Near a point $$x_0$$, the function admits the approximation

$$
f(x)
\approx
f(x_0) + \nabla f(x_0)^\top (x - x_0).
$$

Thus:

- The gradient defines the **best linear approximation** of $$f$$ near $$x_0$$.
- Higher-order accuracy requires second derivatives (the Hessian).

---

# 6. Gradient vs. Derivative (Important Distinction)

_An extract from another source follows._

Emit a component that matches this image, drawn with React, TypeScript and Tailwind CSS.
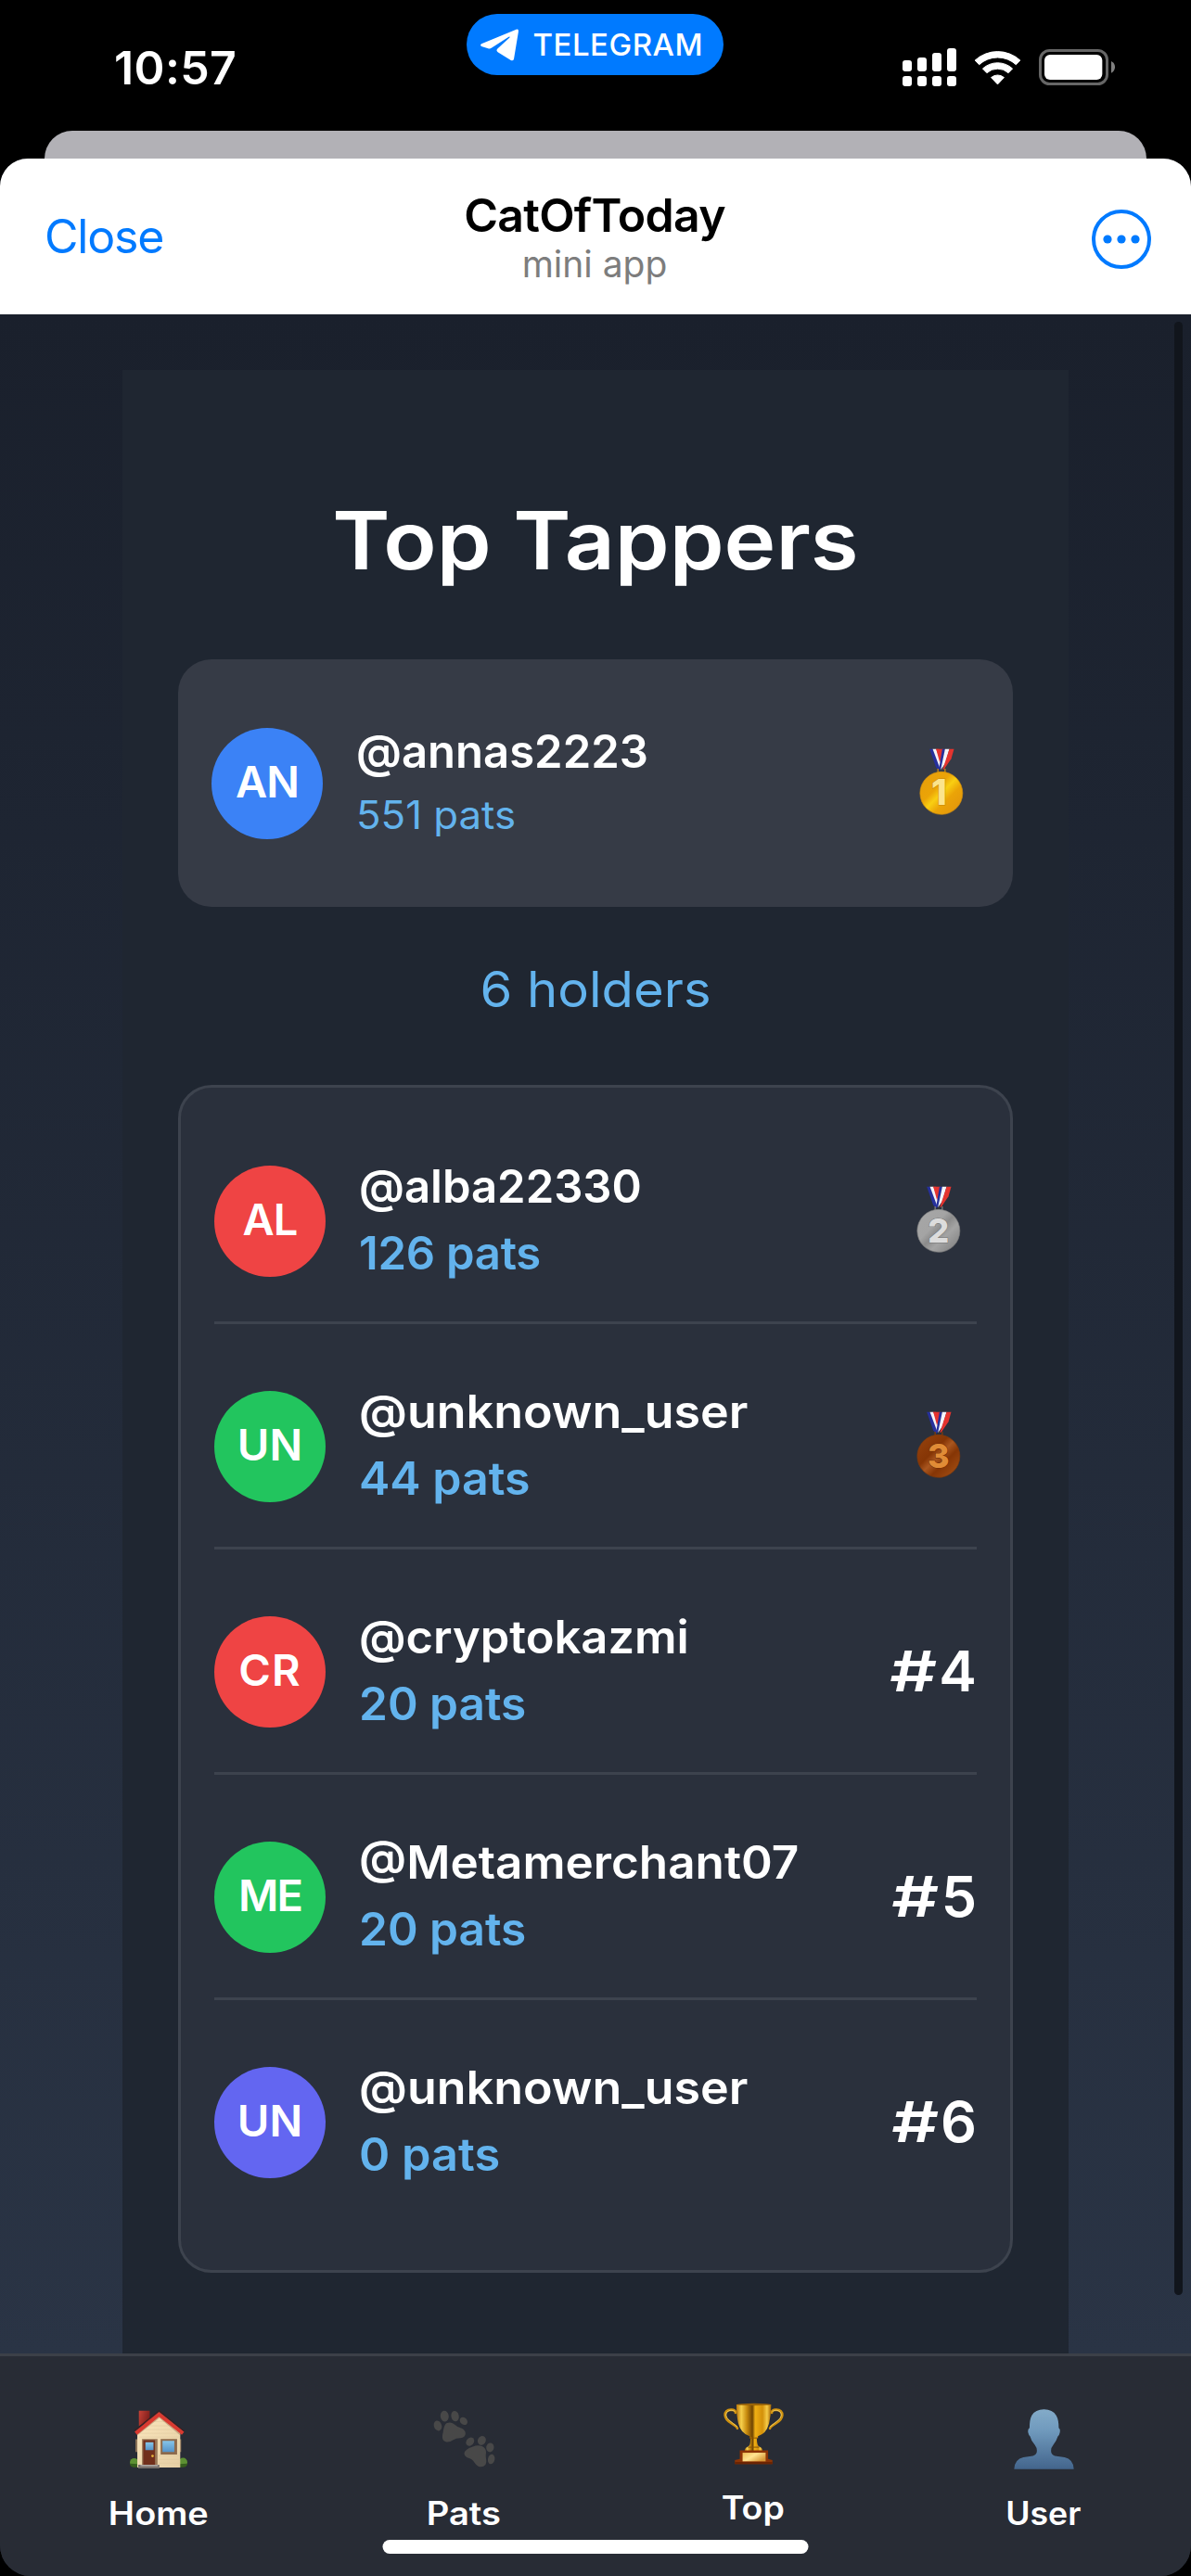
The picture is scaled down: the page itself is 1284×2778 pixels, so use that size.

There is a subtle but fundamental difference:

- **Derivative** $$df$$  
  - a linear map (covector)  
  - maps input changes to scalar change  

- **Gradient** $$\nabla f$$  
  - a vector  
  - lives in input space  

They are **dual objects**, related by the inner product:

$$
df(v) = \nabla f \cdot v.
$$

---

# 7. Coordinate Independence

The gradient is **geometrically invariant**:

- its direction and magnitude do **not** depend on the coordinate system  
- component expressions change, but the vector itself does not  

This is why gradients have intrinsic meaning beyond coordinates.

---

# 8. Relationship to Jacobian and Hessian

There is a clear hierarchy:

- **Gradient**: first-order derivative of a scalar function  
- **Jacobian**: gradient generalized to vector-valued functions  
- **Hessian**: Jacobian of the gradient (second-order derivatives)

Formally:

$$
\nabla f = J_f^\top,
\qquad
H_f = J_{\nabla f}.
$$

Hierarchy summary:

- Gradient → first-order (scalar output)  
- Jacobian → first-order (vector output)  
- Hessian → second-order  

---

# 9. Key Roles of the Gradient in AI

## 9.1 Optimization (Central Role)

Training AI models means minimizing a loss function

$$
L(\theta).
$$

- Gradient gives the direction of **steepest ascent**.
- Negative gradient gives **steepest descent**.

Update rule:

$$
\theta_{t+1}
=
\theta_t - \eta \nabla L(\theta_t).
$$

---

## 9.2 Gradient Descent and Its Variants

Gradients are fundamental to:

- Gradient Descent  
- Stochastic Gradient Descent (SGD)  
- Adam, RMSProp, AdaGrad  

All modern optimizers are gradient-based at their core.

---

## 9.3 Backpropagation

Backpropagation computes gradients of the loss with respect to parameters using:

- the chain rule  
- Jacobian products  

Gradient flow determines:

- learning speed  
- numerical stability  
- convergence behavior  

---

## 9.4 Sensitivity and Robustness

Gradient magnitude measures sensitivity:

- large gradients → brittle, unstable behavior  
- small gradients → stable predictions  

Used in:

- adversarial attacks and defenses  
- robust training  
- sensitivity analysis  

---

## 9.5 Geometry of the Loss Landscape

The gradient reveals:

- local slope  
- ascent and descent directions  

Combined with the Hessian, it explains:

- flat vs. sharp regions  
- saddle plateaus  
- narrow valleys  

---

## 9.6 Physics-Inspired and Continuous Models

In models such as:

- neural ODEs  
- energy-based models  
- diffusion models  

gradients define:

- flows  
- forces  
- dynamics  

---

# 10. Gradient Norm and Training Stability

- Large gradients → exploding updates  
- Near-zero gradients → vanishing gradients  

This motivates techniques such as:

- gradient clipping  
- normalization layers  
- residual connections  

---

# 11. One-Sentence Mental Model

The gradient tells an AI model which way to move its parameters to change the loss the fastest.

---

# 12. Conceptual Summary Table

| Concept | Meaning in AI |
|------|------|
| Gradient | Direction of parameter update |
| Gradient norm | Sensitivity and stability |
| Zero gradient | Critical point |
| Negative gradient | Learning direction |
| Chain rule | Backpropagation |
| Gradient flow | Learning dynamics |

---

# 13. Final Takeaway

- Gradients **drive learning**  
- Jacobians **propagate gradients**  
- Hessians **shape curvature**  

Without gradients, **machine learning does not exist**.